Descoberta Tardia dos Excessos
Tinha uma mãe
braba. Não é brava de brincadeirinha, dessas que a gente fica entre a chinelada
e o xingo engraçado clichê. Ela era BRABA mesmo. Arrumava encrenca com
vizinhos, gritava com todos que a contrariasse, perdia amigos e intimidade com
parentes. Não se preocupava em entender, se fazia entender por qualquer método,
até quando não havia como.
Até meus 14
anos, tudo que queria fazer deveria ser escondido. Até brincar na rua era
proibido e coibido. Não tinha privacidade, tudo que tinha era vasculhado. O que
eu pensava era errado e melhor eu ficar quieto. Ela era imperativa e se algo
saísse do controle, alguém pagaria. Meu pai não era flor que se cheirasse, mas
tinha que abaixar a cabeça, se não quisesse perdê-la.
Ela não era
só essa brabeza, tinha uma ternura ali. Mas uma ternura cega e surda, que não
percebia os sentimentos ao redor. Ela abraçava, mas como seu eu fosse um
boneco, e não gente. Ela cuidava, como seu eu estivesse para morrer, e não com
os olhares dialogais de atenção aberta e sensível ao que os filhos realmente
precisavam. Me sentia, de certa forma, só em cada abraço e desamparado em cada
cuidado.
Por mais que
muita gente possa se identificar com esse relato, ele é triste, pois esse tipo
de atitude priva os filhos de uma amizade pródiga e uma confidencialidade
saudável. Sentia-me muito solitário, com baixa autoestima e com uma necessidade
de autossuficiência que me prejudicaria por décadas.
E por esses
arroubos de intemperança, desenvolvi um comportamento defensivo muito
arraigado, principalmente com ela. Até hoje posso dizer que não abro certas
coisas com ela, pois se que ela não sabe lidar e não me ajudará de fato,
podendo até prejudicar.
Mas deixo
claro que não são atos deliberados dela. Ela é inocente.
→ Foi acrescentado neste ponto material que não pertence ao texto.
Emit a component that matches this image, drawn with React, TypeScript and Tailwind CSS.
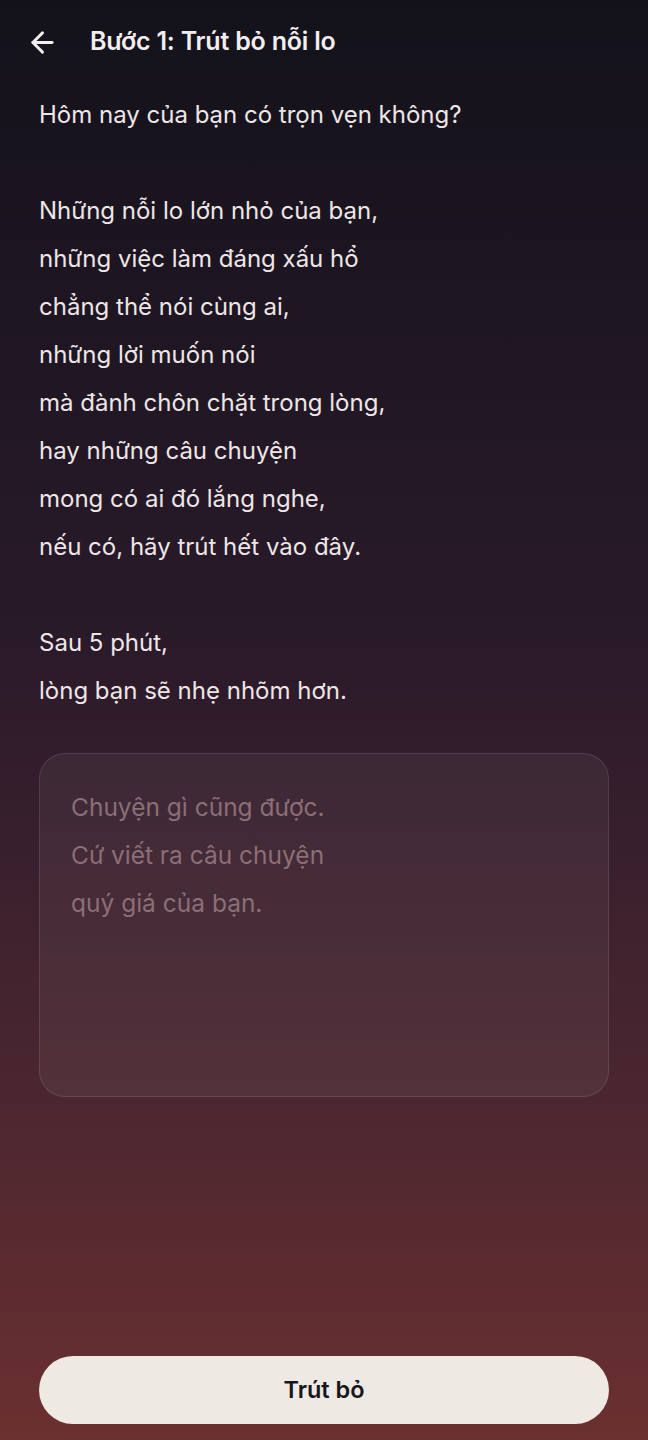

Uma inocência
infantil, delicada que não vê maldade do que faz. E faz porque acha que o que
faz é o bem. É um excesso de tudo: amor, carinho, cuidado, defesa… como se ela
fosse nos perder a qualquer instante.
Não vamos
fugir, mas é como se estivéssemos fugindo dela. Não vamos morrer, mas é como se
qualquer descuido dela, morrêssemos. Não estamos sob perigo, mas é como se o
mundo fosse uma ameaça letal, que precisa ser combatido com gritos e violência.
É um exagero de boas intenções, com ações inocentemente desastrosas.
Aos poucos,
ano após ano, fui descobrindo minha mãe. Descobrindo em meus traumas, meus
traços, nos traços da minha irmã e no meu pai. Fui descobrindo essa mulher
castrada moralmente por uma geração conservadora, por um marido puritano, por
uma sociedade opressora e por uma série de medos e inseguranças que, ao redor
dela, não recebia a devida atenção. E por não ter tido atenção, como ela iria
aprender a ter atenção com os outros?
Viver uma
adolescência nos anos de chumbo dos 70, uma juventude na década perdida na
década de 80 e uma menopausa nos 90 pode ter impactado. A frustração de um
casamento falido, de uma carreira interrompida, de não ter sonhos de consumo e
experiência realizados também. Minha mãe é uma mulher que sofre, que é apagada.
E que grita para existir.
Me incomoda
ver ela agindo dessa forma hoje? Sim. Me dói e me faz falta a mãe que sempre
projetei. Mas quem gosta de projeto é arquiteto, engenheiro (que sabem bem o
que fazer com eles) eu não sei o que fazer com projeções.
Minha mãe é
essa e rio quando consigo, para lidar com aquela mãe que grita por pouco, que
dá vexame e que é a mãe mais particularmente amorosa do mundo. E esse amor
particular, por mais que me fez sofrer a vida toda, me fez enxergar as formas
de amor mais estranha e fora do padrão hollywoodianos possível. E a isso sou
grato. Grato por ver amor onde ele se esconde.
Me dói essa
descoberta tardia dos excessos dela. Me alegra que ainda tenho algum tempo para
descobrir e amar em excesso. Assim espero.